According to PwC’s June 2020 survey of 1,200 office workers who were remotely working, 72% wanted to continue working away from the office for at least two days a week, and 32% said they’d prefer never to go into the office. These statistics have huge implications for what an office will look like once the pandemic ends. Some forward-thinking companies already are hiring chief remote officers to lead the virtual work experience.
Even when offices do reopen, they are likely to look and feel different than the open-office layouts that were so popular before the pandemic. For one, it is likely that some employees will be back on a flexible schedule whereas others will opt to continue working remotely. For another, people who have been working from home for months are used to a certain level of independence — in the hours they work, in the clothing they wear and in the kind of space in which they work. It will take some time to re-acclimate to an office environment.
The change in where people work may affect offices in another way, too. With fewer people at the office full time, companies may have renegotiated with their landlords for a smaller space. Even if the company owns the building, the office space may be redesigned to suit employees’ expectations.
Many companies have had to adjust their culture to embrace a remote environment. In some ways, this has been a positive change as company leaders and managers got to know their employees on a more personal level on video calls. It is hard to forget an employee whose child or pet is in the background. Pre-Covid-19 that was an anomaly. Now it is a fairly common occurrence that helps bridge the physical difference.
This is a difficult time for companies, particularly those that serve distressed industries. Many companies have successfully pivoted so they can survive over the long term. Restaurant suppliers, for example, started selling to grocery stores and the general public. They have gotten creative and launched e-commerce sites on social media and through their websites. No one knows which of these changes will sustain over the long-term, and business models are continuing to evolve.

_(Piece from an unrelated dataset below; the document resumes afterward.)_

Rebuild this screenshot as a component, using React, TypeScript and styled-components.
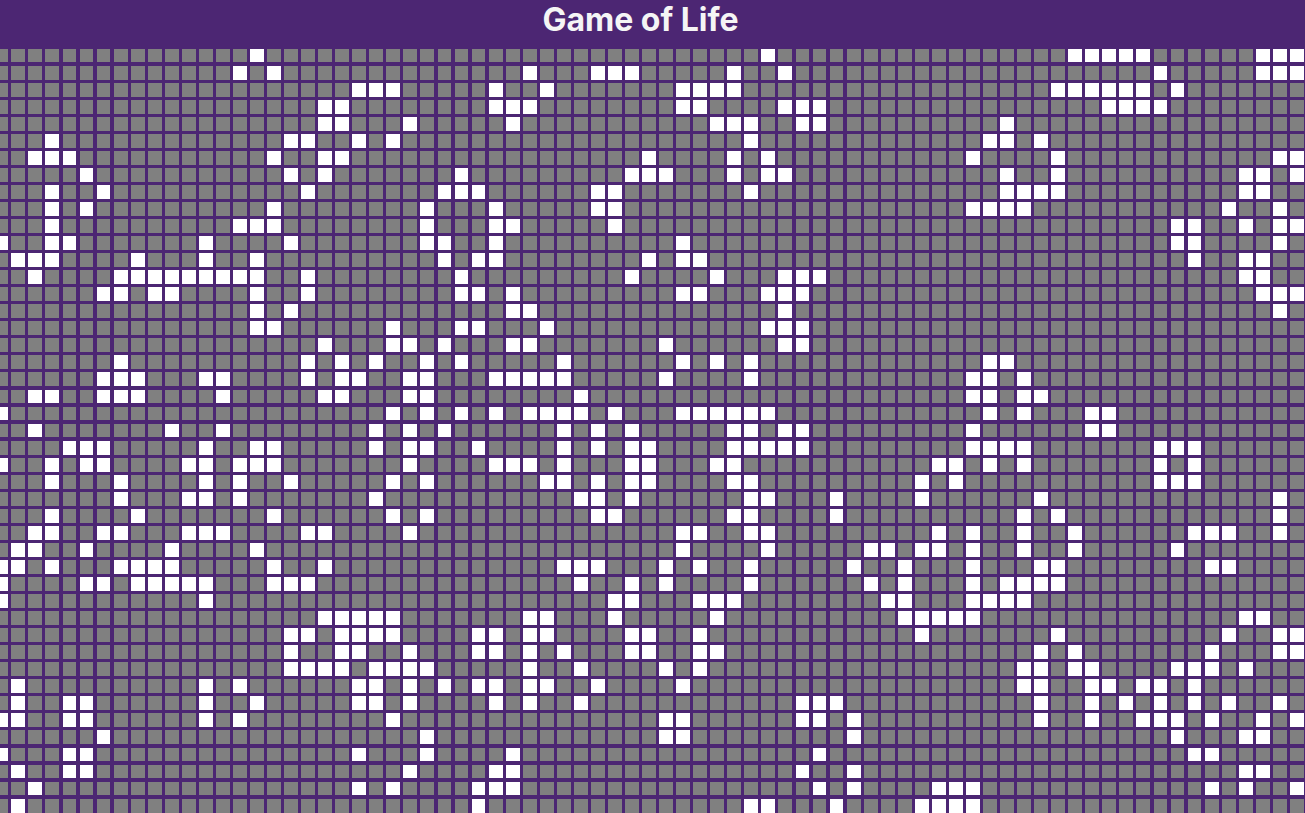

What has become clear is that brand loyalty has shifted. An August 2020 McKinsey survey found that 75% of consumers have altered their brand preferences, with many people shifting to private label brands. These trends likely are the result of supply chain disruptions, but they provide opportunities for companies like restaurant suppliers whose survival depends on finding new constituencies. Finding the right marketing mix and providing the right client experience to connect with customers virtually is a continuing challenge for all businesses.